▶ [TASK BRIEF]:
Reproduce all the material exactly, minus any pictures it holds.

▶ [DATA BLOCK]:
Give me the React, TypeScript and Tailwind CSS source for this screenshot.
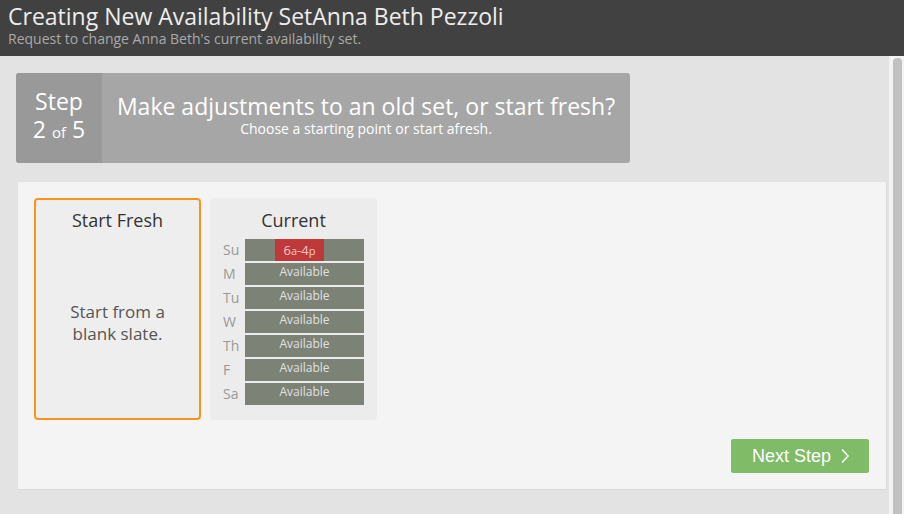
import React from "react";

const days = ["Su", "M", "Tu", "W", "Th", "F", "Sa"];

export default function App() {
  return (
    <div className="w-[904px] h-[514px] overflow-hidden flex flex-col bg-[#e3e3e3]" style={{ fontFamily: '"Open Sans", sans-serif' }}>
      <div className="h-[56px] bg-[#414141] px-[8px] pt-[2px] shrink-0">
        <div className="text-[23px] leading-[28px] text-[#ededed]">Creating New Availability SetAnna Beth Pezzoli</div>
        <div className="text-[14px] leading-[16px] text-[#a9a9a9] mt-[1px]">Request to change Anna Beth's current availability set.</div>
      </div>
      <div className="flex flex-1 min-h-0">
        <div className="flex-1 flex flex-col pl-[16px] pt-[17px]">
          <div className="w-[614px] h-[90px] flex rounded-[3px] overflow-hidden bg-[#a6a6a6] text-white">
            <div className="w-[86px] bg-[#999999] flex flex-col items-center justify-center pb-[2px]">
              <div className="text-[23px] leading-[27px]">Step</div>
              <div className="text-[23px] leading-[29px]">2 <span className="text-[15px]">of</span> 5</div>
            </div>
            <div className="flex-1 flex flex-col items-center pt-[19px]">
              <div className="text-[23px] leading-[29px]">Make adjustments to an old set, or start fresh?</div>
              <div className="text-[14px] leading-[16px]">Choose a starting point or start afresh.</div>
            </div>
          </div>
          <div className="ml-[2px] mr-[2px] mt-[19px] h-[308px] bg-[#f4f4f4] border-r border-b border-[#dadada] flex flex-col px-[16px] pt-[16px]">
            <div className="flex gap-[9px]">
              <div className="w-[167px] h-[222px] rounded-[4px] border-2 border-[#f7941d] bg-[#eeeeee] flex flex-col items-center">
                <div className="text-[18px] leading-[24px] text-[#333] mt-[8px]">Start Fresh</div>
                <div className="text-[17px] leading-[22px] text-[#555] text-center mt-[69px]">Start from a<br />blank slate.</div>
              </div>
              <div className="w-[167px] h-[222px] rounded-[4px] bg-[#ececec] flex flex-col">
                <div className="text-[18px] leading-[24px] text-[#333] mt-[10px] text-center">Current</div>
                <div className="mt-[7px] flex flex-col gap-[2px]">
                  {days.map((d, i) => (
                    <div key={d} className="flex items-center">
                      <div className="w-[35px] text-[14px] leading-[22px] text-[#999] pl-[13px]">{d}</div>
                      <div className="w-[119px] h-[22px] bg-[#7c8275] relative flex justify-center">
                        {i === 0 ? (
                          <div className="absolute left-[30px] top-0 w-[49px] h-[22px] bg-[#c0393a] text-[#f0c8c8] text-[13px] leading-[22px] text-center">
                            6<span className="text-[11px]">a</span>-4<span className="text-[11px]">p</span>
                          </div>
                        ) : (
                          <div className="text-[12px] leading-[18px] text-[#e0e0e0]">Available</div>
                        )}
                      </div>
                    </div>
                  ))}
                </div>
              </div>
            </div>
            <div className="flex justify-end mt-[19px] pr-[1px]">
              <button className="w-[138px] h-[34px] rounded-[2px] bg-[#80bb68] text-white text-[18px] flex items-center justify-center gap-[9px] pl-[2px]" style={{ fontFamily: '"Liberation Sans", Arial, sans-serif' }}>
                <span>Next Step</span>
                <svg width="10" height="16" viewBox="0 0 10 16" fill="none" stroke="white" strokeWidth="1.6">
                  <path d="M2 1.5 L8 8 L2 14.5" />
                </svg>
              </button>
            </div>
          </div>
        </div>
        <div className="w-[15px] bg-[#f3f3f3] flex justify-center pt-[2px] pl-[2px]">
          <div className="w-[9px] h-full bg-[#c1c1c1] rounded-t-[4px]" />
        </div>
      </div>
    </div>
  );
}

▶ [EXERCISE ANSWER]:
Give me the React, TypeScript and Tailwind CSS source for this screenshot.
import React from "react";

const days = ["Su", "M", "Tu", "W", "Th", "F", "Sa"];

export default function App() {
  return (
    <div className="w-[904px] h-[514px] overflow-hidden flex flex-col bg-[#e3e3e3]" style={{ fontFamily: '"Open Sans", sans-serif' }}>
      <div className="h-[56px] bg-[#414141] px-[8px] pt-[2px] shrink-0">
        <div className="text-[23px] leading-[28px] text-[#ededed]">Creating New Availability SetAnna Beth Pezzoli</div>
        <div className="text-[14px] leading-[16px] text-[#a9a9a9] mt-[1px]">Request to change Anna Beth's current availability set.</div>
      </div>
      <div className="flex flex-1 min-h-0">
        <div className="flex-1 flex flex-col pl-[16px] pt-[17px]">
          <div className="w-[614px] h-[90px] flex rounded-[3px] overflow-hidden bg-[#a6a6a6] text-white">
            <div className="w-[86px] bg-[#999999] flex flex-col items-center justify-center pb-[2px]">
              <div className="text-[23px] leading-[27px]">Step</div>
              <div className="text-[23px] leading-[29px]">2 <span className="text-[15px]">of</span> 5</div>
            </div>
            <div className="flex-1 flex flex-col items-center pt-[19px]">
              <div className="text-[23px] leading-[29px]">Make adjustments to an old set, or start fresh?</div>
              <div className="text-[14px] leading-[16px]">Choose a starting point or start afresh.</div>
            </div>
          </div>
          <div className="ml-[2px] mr-[2px] mt-[19px] h-[308px] bg-[#f4f4f4] border-r border-b border-[#dadada] flex flex-col px-[16px] pt-[16px]">
            <div className="flex gap-[9px]">
              <div className="w-[167px] h-[222px] rounded-[4px] border-2 border-[#f7941d] bg-[#eeeeee] flex flex-col items-center">
                <div className="text-[18px] leading-[24px] text-[#333] mt-[8px]">Start Fresh</div>
                <div className="text-[17px] leading-[22px] text-[#555] text-center mt-[69px]">Start from a<br />blank slate.</div>
              </div>
              <div className="w-[167px] h-[222px] rounded-[4px] bg-[#ececec] flex flex-col">
                <div className="text-[18px] leading-[24px] text-[#333] mt-[10px] text-center">Current</div>
                <div className="mt-[7px] flex flex-col gap-[2px]">
                  {days.map((d, i) => (
                    <div key={d} className="flex items-center">
                      <div className="w-[35px] text-[14px] leading-[22px] text-[#999] pl-[13px]">{d}</div>
                      <div className="w-[119px] h-[22px] bg-[#7c8275] relative flex justify-center">
                        {i === 0 ? (
                          <div className="absolute left-[30px] top-0 w-[49px] h-[22px] bg-[#c0393a] text-[#f0c8c8] text-[13px] leading-[22px] text-center">
                            6<span className="text-[11px]">a</span>-4<span className="text-[11px]">p</span>
                          </div>
                        ) : (
                          <div className="text-[12px] leading-[18px] text-[#e0e0e0]">Available</div>
                        )}
                      </div>
                    </div>
                  ))}
                </div>
              </div>
            </div>
            <div className="flex justify-end mt-[19px] pr-[1px]">
              <button className="w-[138px] h-[34px] rounded-[2px] bg-[#80bb68] text-white text-[18px] flex items-center justify-center gap-[9px] pl-[2px]" style={{ fontFamily: '"Liberation Sans", Arial, sans-serif' }}>
                <span>Next Step</span>
                <svg width="10" height="16" viewBox="0 0 10 16" fill="none" stroke="white" strokeWidth="1.6">
                  <path d="M2 1.5 L8 8 L2 14.5" />
                </svg>
              </button>
            </div>
          </div>
        </div>
        <div className="w-[15px] bg-[#f3f3f3] flex justify-center pt-[2px] pl-[2px]">
          <div className="w-[9px] h-full bg-[#c1c1c1] rounded-t-[4px]" />
        </div>
      </div>
    </div>
  );
}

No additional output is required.